Many Americans, particularly those outside the Deep South, were somewhat confounded by the controversial events recently staged in all-white Forsyth County, Ga. They were confounded--as opposed to, say, appalled--because they found it difficult to accept the blatantly racist behavior exhibited there as an accurate sign of the times. In their steadfast allegiance to the notion that our nation, as a whole, has outgrown the discriminatory tendencies of its past, they relegated the Georgia story to a state of insignificance, viewing it as a fluke, a can’t-happen-here footnote to this, the new and improved post-civil-rights-movement edition of America.

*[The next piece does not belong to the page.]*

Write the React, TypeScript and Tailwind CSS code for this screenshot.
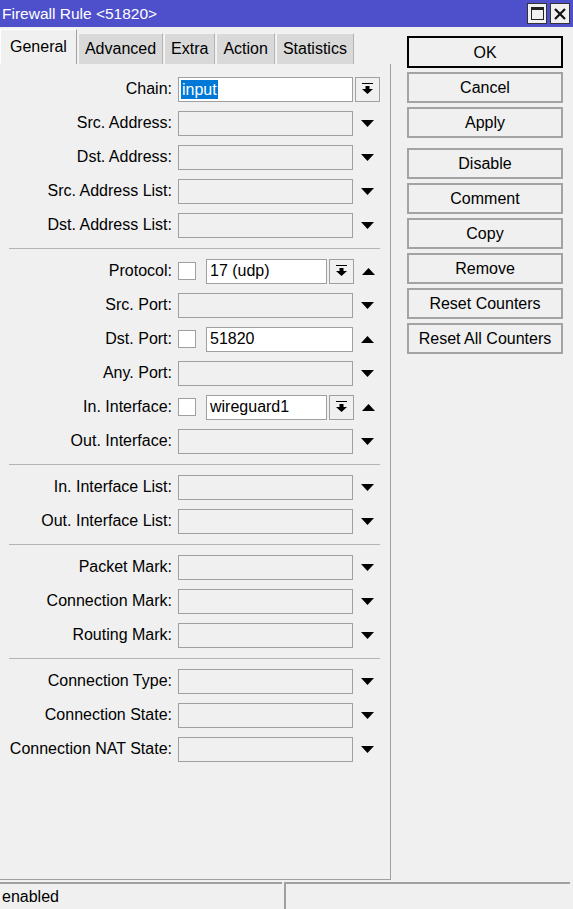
import * as React from "react"

type RowKind = "combo" | "empty" | "checkCombo" | "checkText"

interface Row {
  label: string
  kind: RowKind
  value?: string
  selected?: boolean
}

const groups: Row[][] = [
  [
    { label: "Chain:", kind: "combo", value: "input", selected: true },
    { label: "Src. Address:", kind: "empty" },
    { label: "Dst. Address:", kind: "empty" },
    { label: "Src. Address List:", kind: "empty" },
    { label: "Dst. Address List:", kind: "empty" },
  ],
  [
    { label: "Protocol:", kind: "checkCombo", value: "17 (udp)" },
    { label: "Src. Port:", kind: "empty" },
    { label: "Dst. Port:", kind: "checkText", value: "51820" },
    { label: "Any. Port:", kind: "empty" },
    { label: "In. Interface:", kind: "checkCombo", value: "wireguard1" },
    { label: "Out. Interface:", kind: "empty" },
  ],
  [
    { label: "In. Interface List:", kind: "empty" },
    { label: "Out. Interface List:", kind: "empty" },
  ],
  [
    { label: "Packet Mark:", kind: "empty" },
    { label: "Connection Mark:", kind: "empty" },
    { label: "Routing Mark:", kind: "empty" },
  ],
  [
    { label: "Connection Type:", kind: "empty" },
    { label: "Connection State:", kind: "empty" },
    { label: "Connection NAT State:", kind: "empty" },
  ],
]

const tabs = ["General", "Advanced", "Extra", "Action", "Statistics"]

const buttonGroups = [
  ["OK", "Cancel", "Apply"],
  ["Disable", "Comment", "Copy", "Remove", "Reset Counters", "Reset All Counters"],
]

function DownArrow() {
  return (
    <svg width="13" height="7" viewBox="0 0 13 7">
      <polygon points="0,0 13,0 6.5,7" fill="#000" />
    </svg>
  )
}

function UpArrow() {
  return (
    <svg width="13" height="7" viewBox="0 0 13 7">
      <polygon points="0,7 13,7 6.5,0" fill="#000" />
    </svg>
  )
}

function DropButton() {
  return (
    <div className="ml-[2px] flex h-[25px] w-[25px] items-center justify-center border border-[#a0a0a0] bg-[#f0f0f0]">
      <svg width="11" height="12" viewBox="0 0 11 12">
        <rect x="0" y="0" width="11" height="1" fill="#000" />
        <rect x="3.5" y="3" width="4" height="3" fill="#000" />
        <polygon points="0,6 11,6 5.5,11" fill="#000" />
      </svg>
    </div>
  )
}

function Field({ value, selected, width }: { value?: string; selected?: boolean; width: string }) {
  return (
    <div className={`flex h-[25px] items-center border border-[#a0a0a0] bg-white pl-[2px] ${width}`}>
      {selected ? (
        <span className="bg-[#0078d7] px-[1px] leading-[19px] text-white">{value}</span>
      ) : (
        <span className="pl-[1px]">{value}</span>
      )}
    </div>
  )
}

function CheckBox() {
  return <div className="h-[18px] w-[18px] border border-[#a0a0a0] bg-white" />
}

function FormRow({ row }: { row: Row }) {
  return (
    <div className="flex h-[34px] items-center">
      <div className="w-[172px] text-right">{row.label}</div>
      <div className="ml-[6px] flex items-center">
        {row.kind === "combo" && (
          <>
            <Field value={row.value} selected={row.selected} width="w-[175px]" />
            <DropButton />
          </>
        )}
        {row.kind === "empty" && (
          <>
            <div className="h-[25px] w-[175px] border border-[#a0a0a0] bg-[#f0f0f0]" />
            <div className="ml-[2px] flex w-[25px] justify-center">
              <DownArrow />
            </div>
          </>
        )}
        {row.kind === "checkCombo" && (
          <>
            <CheckBox />
            <div className="ml-[10px]">
              <Field value={row.value} width="w-[121px]" />
            </div>
            <DropButton />
            <div className="ml-[2px] flex w-[25px] justify-center">
              <UpArrow />
            </div>
          </>
        )}
        {row.kind === "checkText" && (
          <>
            <CheckBox />
            <div className="ml-[10px]">
              <Field value={row.value} width="w-[147px]" />
            </div>
            <div className="ml-[2px] flex w-[25px] justify-center">
              <UpArrow />
            </div>
          </>
        )}
      </div>
    </div>
  )
}

export default function App() {
  return (
    <div
      className="flex h-[909px] w-[573px] flex-col overflow-hidden bg-[#f0f0f0] text-[16px] text-black"
      style={{ fontFamily: '"Liberation Sans", Arial, sans-serif' }}
    >
      {/* title bar */}
      <div className="flex h-[27px] shrink-0 items-center justify-between bg-[#4e4fca] pl-[2px] pr-[3px]">
        <span className="text-[15.5px] text-white">Firewall Rule &lt;51820&gt;</span>
        <div className="flex gap-[3px]">
          <div className="flex h-[21px] w-[20px] items-center justify-center border border-[#333] bg-[#f0f0f0]">
            <div className="h-[13px] w-[13px] border border-t-[3px] border-[#222]" />
          </div>
          <div className="flex h-[21px] w-[20px] items-center justify-center border border-[#333] bg-[#f0f0f0]">
            <svg width="12" height="12" viewBox="0 0 12 12">
              <path d="M1 1L11 11M11 1L1 11" stroke="#111" strokeWidth="2.2" />
            </svg>
          </div>
        </div>
      </div>

      <div className="flex flex-1">
        {/* left: tabs + form */}
        <div className="flex w-[391px] flex-col">
          <div className="flex h-[37px] items-end pt-[2px]">
            {tabs.map((t, i) =>
              i === 0 ? (
                <div
                  key={t}
                  className="flex h-[35px] items-center border-l border-t border-r border-l-white border-t-white border-r-[#a0a0a0] bg-[#f0f0f0] px-[9px]"
                >
                  {t}
                </div>
              ) : (
                <div
                  key={t}
                  className="ml-[1px] flex h-[31px] items-center border-l border-t border-r border-l-[#f4f4f4] border-t-[#f4f4f4] border-r-[#b4b4b4] bg-[#d9d9d9] px-[6px]"
                >
                  {t}
                </div>
              )
            )}
          </div>
          <div className="flex flex-1 flex-col border-b border-r border-[#a0a0a0] pt-[8px]">
            {groups.map((g, gi) => (
              <React.Fragment key={gi}>
                {gi > 0 && (
                  <div className="flex h-[12px] items-center">
                    <div className="ml-[9px] h-px w-[371px] bg-[#b4b4b4]" />
                  </div>
                )}
                {g.map((r) => (
                  <FormRow key={r.label} row={r} />
                ))}
              </React.Fragment>
            ))}
          </div>
        </div>

        {/* right: buttons */}
        <div className="flex flex-col gap-[10px] pl-[16px] pt-[9px]">
          {buttonGroups.map((bg, bi) => (
            <div key={bi} className="flex flex-col gap-[4px]">
              {bg.map((b) => (
                <div
                  key={b}
                  className={
                    b === "OK"
                      ? "flex h-[32px] w-[156px] items-center justify-center border-2 border-black bg-[#f0f0f0] pt-[1px]"
                      : "flex h-[31px] w-[156px] items-center justify-center border-2 border-[#a3a3a3] bg-[#f0f0f0]"
                  }
                >
                  {b}
                </div>
              ))}
            </div>
          ))}
        </div>
      </div>

      {/* status bar */}
      <div className="mt-[2px] flex h-[27px] shrink-0">
        <div className="flex w-[282px] items-center border-t-2 border-[#a0a0a0] pl-[2px]">enabled</div>
        <div className="ml-[2px] w-[286px] border-l-2 border-t-2 border-[#a0a0a0]" />
      </div>
    </div>
  )
}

They were wrong, of course.

And therein lies one monster of a problem for black Americans today. Because it can happen here, it in fact is happening, and yet precious few white Americans seem inclined, or able, to recognize it.

A case in point:

Not more than a year ago I was the only black member of a jury that had been assembled to hear what amounted to a routine case of drunk driving in Beverly Hills Municipal Court. The defendant facing the charges was black; the arresting officers were white and Latino. When the time came to deliberate the case, I voiced my doubts that the officers’ testimony could be considered entirely trustworthy; for various reasons (which I won’t get into here), it was my feeling that both men had lied outright about one thing or another while on the stand. Our leader, a likable woman in her late 40s, as articulate and well-intentioned as any juror could be, wondered in all sincerity what motivation the arresting officers could have possibly had for railroading the poor kid whose fate we were deciding.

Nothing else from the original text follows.